Sementara Wakil Ketua DPRD DKI M Taufik DPRD DKI sebagai lembaga negara harus menghormati Kementerian Dalam Negeri (Kemendagri) yang mengeluarkan surat edaran (SE) tersebut. Karena itu, dia yakin DPRD DKI akan tetap menggelar rapat tersebut kendati belum ditentukan waktu pastinya.
"Mungkin Pak Ketua DPRD DKI (Prasetyo Edi Marsudi) belum baca SE," ujar Taufik.
Dirjen Otonomi Daerah (Otda) Kemendagri Soni Sumarsono menyatakan hal yang sama.
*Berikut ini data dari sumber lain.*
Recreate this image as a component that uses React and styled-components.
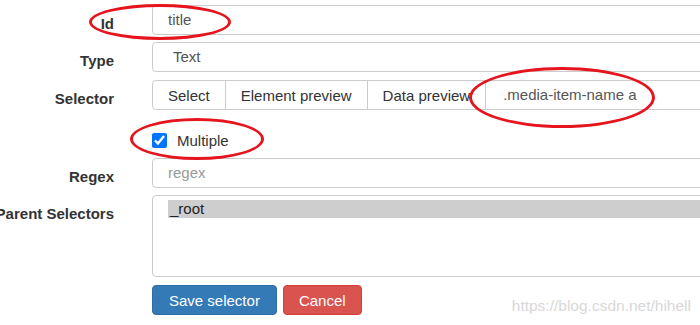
import React from "react";
import styled, { createGlobalStyle } from "styled-components";

const GlobalStyle = createGlobalStyle`
  html, body {
    margin: 0;
    padding: 0;
    background: #fff;
    overflow: hidden;
  }
  body {
    font-family: "Liberation Sans", Arial, sans-serif;
    font-size: 15px;
    color: #333;
  }
`;

const Page = styled.div`
  position: relative;
  width: 700px;
  height: 325px;
  overflow: hidden;
`;

const Form = styled.form`
  display: flex;
  flex-direction: column;
  gap: 7px;
  width: 900px;
  padding-top: 5px;
`;

const Row = styled.div`
  display: grid;
  grid-template-columns: 114px 1fr;
  column-gap: 38px;
  margin-top: ${(p) => p.$nudge || 0}px;
`;

// labels overflow to the left when they are wider than the column
const Label = styled.label`
  display: flex;
  justify-content: flex-end;
  white-space: nowrap;
  font-weight: bold;
  line-height: 20px;
  padding-top: 9px;
  color: #333;
`;

const Input = styled.div`
  box-sizing: border-box;
  height: ${(p) => p.$height || 30}px;
  border: 1px solid #ccc;
  border-radius: ${(p) => p.$radius || "4px"};
  padding: 0 15px 0 ${(p) => p.$indent || 15}px;
  display: flex;
  align-items: center;
  color: ${(p) => (p.$placeholder ? "#999" : "#555")};
  line-height: 20px;
  min-width: 0;
`;

const Group = styled.div`
  display: flex;
  height: 30px;
`;

const GroupButton = styled.button`
  box-sizing: border-box;
  height: 30px;
  padding: 0 15px;
  margin: 0 0 0 -1px;
  border: 1px solid #ccc;
  background: #fff;
  color: #333;
  font: inherit;
  white-space: nowrap;
  &:first-child {
    margin-left: 0;
    border-radius: 4px 0 0 4px;
  }
`;

const GroupInput = styled(Input)`
  flex: 1;
  margin-left: -1px;
  padding-left: 17px;
`;

const CheckRow = styled.div`
  display: flex;
  align-items: flex-start;
  gap: 10px;
  height: 34px;
  padding-top: 16px;
  box-sizing: border-box;
`;

const Check = styled.input`
  width: 15px;
  height: 15px;
  margin: 0;
  accent-color: #0075ff;
`;

const CheckText = styled.span`
  line-height: 15px;
  color: #333;
`;

const MultiSelect = styled.div`
  box-sizing: border-box;
  height: 82px;
  border: 1px solid #ccc;
  border-radius: 4px;
  padding: 4px 0 0 15px;
`;

const Option = styled.div`
  height: 18px;
  line-height: 18px;
  background: #cecece;
  padding-left: 2px;
  color: #222;
`;

const Actions = styled.div`
  display: flex;
  gap: 6px;
  margin-top: 1px;
`;

const Button = styled.button`
  box-sizing: border-box;
  height: 30px;
  padding: 0 ${(p) => (p.$danger ? 15 : 16)}px;
  border: 1px solid ${(p) => (p.$danger ? "#d43f3a" : "#2e6da4")};
  border-radius: 4px;
  background: ${(p) => (p.$danger ? "#d9534f" : "#337ab7")};
  color: #fff;
  font: inherit;
  white-space: nowrap;
`;

const Ring = styled.div`
  position: absolute;
  box-sizing: border-box;
  border: 3px solid #e5141d;
  border-radius: 50%;
  pointer-events: none;
`;

const Watermark = styled.div`
  position: absolute;
  right: 9px;
  top: 297px;
  font-size: 15.5px;
  color: #d8d8d8;
  white-space: nowrap;
`;

export default function App() {
  return (
    <Page>
      <GlobalStyle />
      <Form>
        <Row>
          <Label>Id</Label>
          <Input>title</Input>
        </Row>
        <Row>
          <Label>Type</Label>
          <Input $indent={20}>Text</Input>
        </Row>
        <Row $nudge={1}>
          <Label>Selector</Label>
          <Group>
            <GroupButton type="button">Select</GroupButton>
            <GroupButton type="button">Element preview</GroupButton>
            <GroupButton type="button">Data preview</GroupButton>
            <GroupInput $radius="0 4px 4px 0">.media-item-name a</GroupInput>
          </Group>
        </Row>
        <Row>
          <span />
          <CheckRow>
            <Check type="checkbox" checked readOnly />
            <CheckText>Multiple</CheckText>
          </CheckRow>
        </Row>
        <Row>
          <Label>Regex</Label>
          <Input $placeholder>regex</Input>
        </Row>
        <Row>
          <Label>Parent Selectors</Label>
          <MultiSelect>
            <Option>_root</Option>
          </MultiSelect>
        </Row>
        <Row>
          <span />
          <Actions>
            <Button type="button">Save selector</Button>
            <Button type="button" $danger>Cancel</Button>
          </Actions>
        </Row>
      </Form>

      <Ring style={{ left: 89, top: 4, width: 142, height: 36 }} />
      <Ring style={{ left: 469, top: 67, width: 186, height: 61 }} />
      <Ring style={{ left: 130, top: 118, width: 134, height: 42 }} />
      <Watermark>https://blog.csdn.net/hihell</Watermark>
    </Page>
  );
}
Pelaksnaan rapat paripurna DPRD untuk menyambut gubernur dan wakil gubernur baru wajib dilakukan.
"Kulo nuwun-nya (permisinya, gubernur) ke DPRD dengan dibantu tadi (paripurna)," kata Sumarsono saat dihubungi Liputan6.com di Jakarta, Rabu (18/10/2017).
Dia mengungkapkan kewajiban penyelenggaraan paripurna itu tertuang dalam Surat Edaran Nomor SE 162/3484/OTDA Tanggal 10 Mei 2017. Rapat paripurna, lanjut dia, merupakan arahan pemerintah pusat.
"Edaran yang saya buat itu adalah arahan pemerintah pusat untuk menjembatani hubungan antara gubernur dan wakil gubernur yang pelantikannya dialihkan ke Istana," ujarnya.
Sebetulnya, kata dia, Rapat Paripurna Istimewa juga dapat memperkuat posisi Dewan dengan meminta gubernur menyampaikan pidato politiknya. Dengan begitu, relasi eksekutif dan legislatif dapat saling beriringan selama lima tahun ke depan.
"Karena tata tertib (DPRD DKI) enggak ada paripurna istimewa. Pakai paripurna biasa (saja)," ujar Soni.